Tonsillectomy tragedy: Time running out for Jahi McMath's family
OAKLAND, Calif. (AP) — Without another court order, a California hospital could unhook a 13-year-old girl declared brain dead from a breathing machine...
OAKLAND, Calif. (AP) — Without another court order, a California hospital could unhook a 13-year-old girl declared brain dead from a breathing machine.
Jahi McMath underwent a tonsillectomy at the hospital on Dec. 9 to treat sleep apnea and other issues. After she awoke from the operation, her family said, she started bleeding heavily and went into cardiac arrest. She was declared brain dead three days later.
Jahi could be removed from a ventilator at Children’s Hospital of Oakland at 5 p.m. Monday under Alameda County Superior Court Judge Evelio Grillo’s current order. The girl’s family was pinning its hopes on a New York facility to care for the child after two California care homes withdrew offers to accept her.
“I just found out that the facility my daughter was supposed to be going to has backed out,”Jahi’s mother, Nailah Winkfield, wrote on the family’s fundraising website early Sunday. “My family and I are still striving to find a location that will accept her in her current condition.”
With the clock ticking, the family has raised more than $22,000 through the fundraising website in the chance of a possible transfer.
Doctors at Children’s Hospital and an independent pediatric neurologist from Stanford University have further concluded the girl is brain dead. The hospital wants to remove her from life support, but the family said they believe she is still alive.
Christopher Dolan, the family’s attorney, said he was waiting to hear from the New York hospital after its facility director and medical director speak.

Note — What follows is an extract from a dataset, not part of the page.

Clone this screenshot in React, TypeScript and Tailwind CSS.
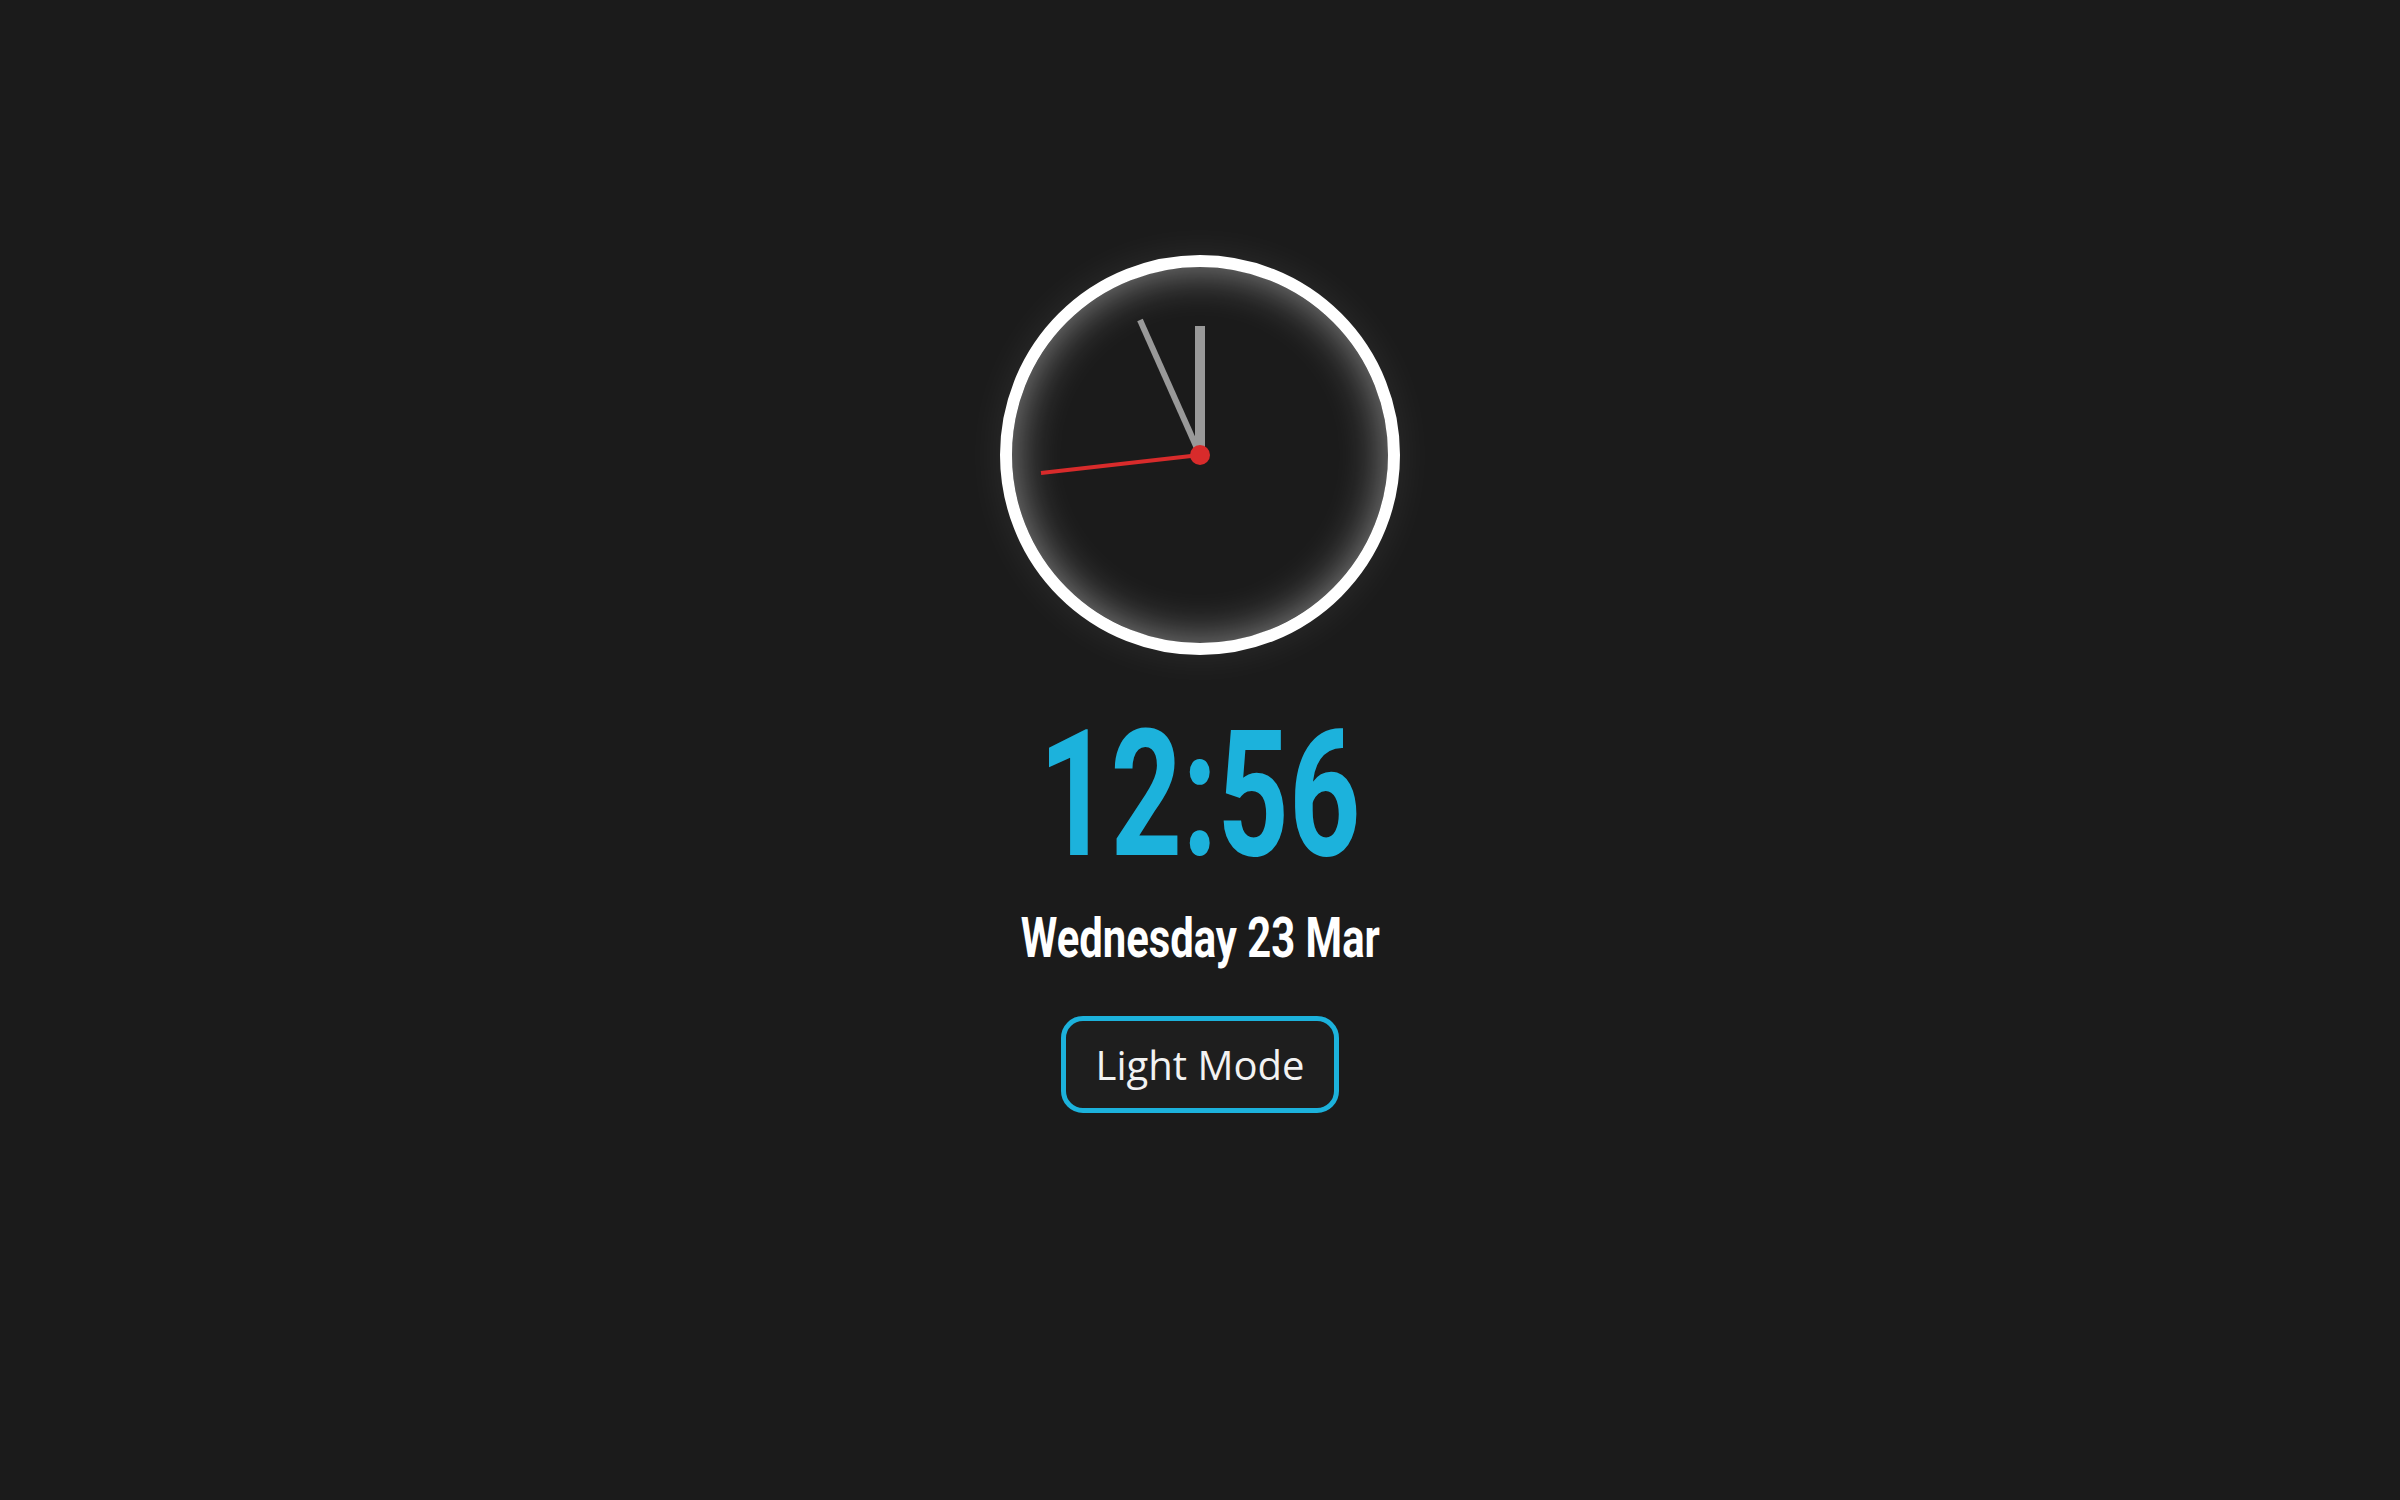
import { useState } from 'react';

function ClockFace() {
  // 12:56:44 — hour hand sits on 12, minute hand at 56, seconds at 44
  return (
    <div className="w-[400px] h-[400px] rounded-full border-[12px] border-white bg-[#1b1b1b] shadow-[0_0_40px_rgba(255,255,255,0.08),inset_0_0_45px_rgba(255,255,255,0.5)]">
      <svg viewBox="0 0 376 376" className="w-full h-full">
        <rect x="183" y="59" width="10" height="129" fill="#999999" />
        <line x1="188" y1="188" x2="128" y2="53" stroke="#999999" strokeWidth="6" />
        <line x1="188" y1="188" x2="29" y2="206" stroke="#d82b2b" strokeWidth="4" />
        <circle cx="188" cy="188" r="10" fill="#d82b2b" />
      </svg>
    </div>
  );
}

export default function App() {
  const [dark, setDark] = useState(true);

  return (
    <main className="min-h-screen bg-[#1b1b1b] flex flex-col items-center pt-[255px]">
      <ClockFace />

      <div className="mt-[52px] h-[176px] text-[176px] leading-none font-bold text-[#1cb2dc] font-['Roboto',sans-serif] scale-x-[0.71]">
        12:56
      </div>

      <div className="mt-[28px] h-[55px] text-[55px] leading-none font-bold text-white font-['Roboto',sans-serif] scale-x-[0.76] whitespace-nowrap">
        Wednesday 23 Mar
      </div>

      <button
        onClick={() => setDark(!dark)}
        className="mt-[50px] w-[278px] h-[97px] rounded-[22px] border-[5px] border-[#1cb2dc] bg-[#1e1e1e] flex items-center justify-center text-[40px] leading-none text-[#f2f2f2] font-['Open_Sans',sans-serif]"
      >
        {dark ? 'Light Mode' : 'Dark Mode'}
      </button>
    </main>
  );
}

“The family is together, and today everybody is praying and being together,” Dolan told the Associated Press Sunday. He said no decisions had been made about legal options for Monday, and would not comment on progress with the New York facility.
On Sunday, the hospital said it had not heard from the New York facility, or any other, about a transfer.
“We need to be able to talk to the other facility to understand what it is they are capable of doing,” Cynthia Chiarappa, a hospital spokeswoman, said. “This is not transferring an individual in a vegetative state, but a dead body.”
The hospital also said it would need to confirm there is “lawful transportation” included in any plan to transfer Jahi, and written permission from the coroner.
Dolan said previously that the family views the New York site as it’s “last, last hope.” He has also has said it was possible the family could ask Grillo for more time, or file a federal appeal.
Doctors at Children’s Hospital have refused to perform a tracheotomy for breathing and insert a feeding tube, necessary procedures in order to transfer Jahi. The hospital has cited it is unethical to perform surgery on a person legally declared dead.
The hospital’s lawyer, Douglas Straus, said in a letter to Dolan on Sunday that the hospital has required three conditions to transfer Jahi, including assurance from the new facility.
“Discussion about performing medical procedures upon a dead body presents unusual and complicated questions. Until there is a definite commitment by a facility to accept Jahi’s body upon specified terms, I don’t think I can tackle those issues,” the hospital’s lawyer, Straus wrote.
Straus also wrote that the hospital needs to be presented with a “lawful transportation plan” and written approval from the Alameda County coroner to send the teen’s body out of state.